The insignificance of these performances is
explained in this excerpt from the report "Pride and Dissent in the Israeli Military,"
by Brigadier-General Gershon
HaCohen, Jerusalem Issue Brief,
Institute for Contemporary
Affairs in Jerusalem, 29 April 29, 2004.
In my own experience
as commander of the IDF’s 'Gaash' Formation, which includes combat units
such as the Golani Brigade, I have never met with even one incidence of refusal
to obey orders or lack of motivation. The main problem is sometimes exactly
the opposite – my troops suffer from over-motivation. [.
. . . ]
In my experience, the
only problematic soldiers are those with socioeconomic problems, not ideological
ones. We help those soldiers who cannot afford to serve in a combat unit
because of economic difficulties to do so.
Out of hundreds of thousands
of reserve soldiers, less than 500 were declared to have refused service.

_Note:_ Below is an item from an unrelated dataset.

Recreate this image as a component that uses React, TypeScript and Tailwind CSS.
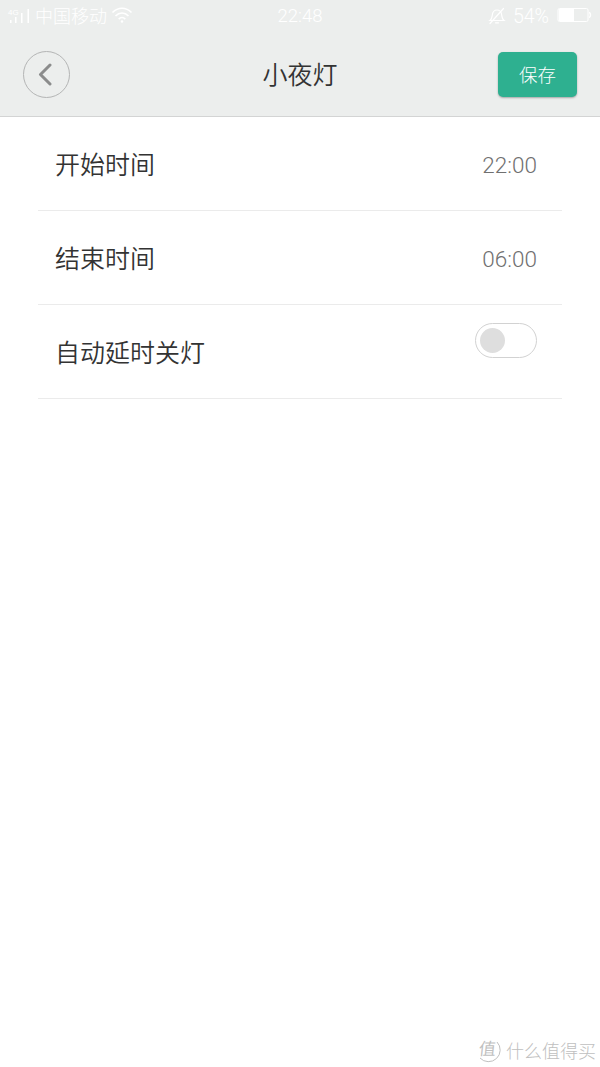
import type { ReactNode } from "react";

function SignalIcon() {
  return (
    <svg className="h-[20px] w-[26px]" viewBox="0 0 26 20" fill="#fff" aria-hidden="true">
      <text x="1" y="9" fontSize="8" fontFamily="Liberation Sans, sans-serif">
        4G
      </text>
      <rect x="3" y="14" width="1.500" height="3" />
      <rect x="8" y="11" width="1.500" height="6" />
      <rect x="14" y="7" width="1.500" height="10" />
      <rect x="20.500" y="3" width="1.500" height="14" />
    </svg>
  );
}

function WifiIcon() {
  return (
    <svg
      className="h-[18px] w-[22px]"
      viewBox="0 0 22 18"
      fill="none"
      stroke="#fff"
      strokeWidth="1.6"
      aria-hidden="true"
    >
      <path d="M1.500 6.500C7 .8 15 .8 20.500 6.500" />
      <path d="M4.500 10c3.800-4 9.200-4 13 0" />
      <path d="M7.700 13.100c2-2 4.600-2 6.600 0" />
      <circle cx="11" cy="15.500" r="1.200" fill="#fff" stroke="none" />
    </svg>
  );
}

function MutedBellIcon() {
  return (
    <svg
      className="h-[18px] w-[18px]"
      viewBox="0 0 18 18"
      fill="none"
      stroke="#fff"
      strokeWidth="1.2"
      strokeLinecap="round"
      aria-hidden="true"
    >
      <path d="M2 13.500c2-1.500 2-3 2.300-5.500C4.700 5 6.200 3 9 3s4.300 2 4.700 5c.3 2.500.3 4 2.300 5.500z" />
      <path d="M7.500 15.800h3M15.500 1.500l-13.500 15" />
    </svg>
  );
}

function BatteryIcon() {
  return (
    <svg className="-mt-[2px] h-[16px] w-[35px]" viewBox="0 0 35 16" fill="none" aria-hidden="true">
      <rect x="1" y="1.500" width="30" height="13" rx="1.500" stroke="#fff" />
      <rect x="2" y="2" width="15" height="12" fill="#fff" />
      <path d="M32 5.500c2 .5 2 4.500 0 5" stroke="#fff" strokeWidth="1.500" />
    </svg>
  );
}

function StatusBar() {
  return (
    <div className="grid h-8 grid-cols-[1fr_auto_1fr] items-center px-[7px] text-[18px] leading-none font-light text-white">
      <div className="flex items-center">
        <SignalIcon />
        <span className="ml-[2px] -mt-[2px]">中国移动</span>
        <span className="ml-[4px] -mt-[2px]">
          <WifiIcon />
        </span>
      </div>
      <span className="pt-px font-['Roboto',sans-serif] text-[18.500px]">22:48</span>
      <div className="flex items-center justify-end pr-px">
        <MutedBellIcon />
        <span className="ml-[7px] mr-[8px] pt-px font-['Roboto',sans-serif] text-[19.500px]">54%</span>
        <BatteryIcon />
      </div>
    </div>
  );
}

function Header() {
  return (
    <header className="h-[117px] border-b border-[#d3d4d4] bg-[#eceeed]">
      <StatusBar />
      <div className="grid grid-cols-[1fr_auto_1fr] items-center px-[23px] pt-[19px]">
        <button
          className="flex size-[47px] items-center justify-center rounded-full border border-[#b4b5b5]"
          aria-label="返回"
        >
          <svg
            className="-ml-[4px] -mt-px h-[24px] w-[16px]"
            viewBox="0 0 16 24"
            fill="none"
            stroke="#8b8c8c"
            strokeWidth="3"
            strokeLinecap="round"
            strokeLinejoin="round"
            aria-hidden="true"
          >
            <path d="M13 3 3.500 12.500 13 22" />
          </svg>
        </button>
        <h1 className="-mt-[2px] text-[25px] leading-none font-[350] text-[#333]">小夜灯</h1>
        <button className="h-[45px] w-[79px] justify-self-end rounded-[5px] bg-[#2eb090] text-[18.500px] font-light text-white shadow-[0_1px_2px_rgba(0,0,0,0.3)]">
          保存
        </button>
      </div>
    </header>
  );
}

function Row({ label, children }: { label: string; children: ReactNode }) {
  return (
    <li className="flex h-[94px] justify-between border-b border-[#ebebeb] pl-[17px] pr-[25px]">
      <span className="text-[25px] leading-[93px] font-[350] text-[#333]">{label}</span>
      {children}
    </li>
  );
}

function Time({ value }: { value: string }) {
  return (
    <span className="font-['Roboto',sans-serif] text-[22.500px] leading-[97px] font-light text-[#707070]">
      {value}
    </span>
  );
}

function Watermark() {
  return (
    <div className="flex items-center self-end pb-[4px] pr-[4px] font-light text-[#c0c0c0]">
      <span className="relative flex size-[26px] items-center justify-center">
        <svg
          className="absolute inset-0"
          viewBox="0 0 26 26"
          fill="none"
          stroke="currentColor"
          aria-hidden="true"
        >
          <path d="M21 5A11.500 11.500 0 0 1 4 21" />
        </svg>
        <span className="-mt-[5px] -ml-[3px] -skew-x-6 text-[17px] leading-none font-normal">值</span>
      </span>
      <span className="ml-[4px] -mt-px text-[18px] leading-none">什么值得买</span>
    </div>
  );
}

export default function App() {
  return (
    <div className="flex h-[1067px] w-[600px] flex-col overflow-hidden bg-white font-['Noto_Sans_CJK_SC',sans-serif]">
      <Header />
      <ul className="flex-1 px-[38px]">
        <Row label="开始时间">
          <Time value="22:00" />
        </Row>
        <Row label="结束时间">
          <Time value="06:00" />
        </Row>
        <Row label="自动延时关灯">
          <button
            role="switch"
            aria-checked="false"
            aria-label="自动延时关灯"
            className="mt-[18px] flex h-[35px] w-[62px] items-center rounded-full border border-[#d2d2d2] pl-[4px]"
          >
            <span className="size-[25px] rounded-full bg-[#dedede]" />
          </button>
        </Row>
      </ul>
      <Watermark />
    </div>
  );
}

Only twelve pilots declared they would disobey orders and only one of those
has taken part in combat operations in the last ten years. The percentage
of those who ideologically refuse to obey orders is so low that many commanders
have no such soldiers in their units. [. . . .]
*
* * * * * *
Four young soldiers, the kind that European
cartoonists draw as slavering monsters, were manning a security checkpoint
at the edge of the Gaza Strip when an Arab woman sought passage through.
In respect for her modesty, they sent for a woman soldier to perform the
mandatory search for weapons or explosives.
When the woman complained of a physical disability,
they allowed her to enter the post where she could wait sitting down. There,
she detonated her bomb belt, and killed all four of them along with herself.
She was sent on this mission to expiate adultery, as agreed by her husband
and her paramour.
On another day in Gaza, a young soldiers was
shot dead by a sniper while he was helping an old Arab woman to carry her
groceries. A second soldier who ran to his aid was also killed.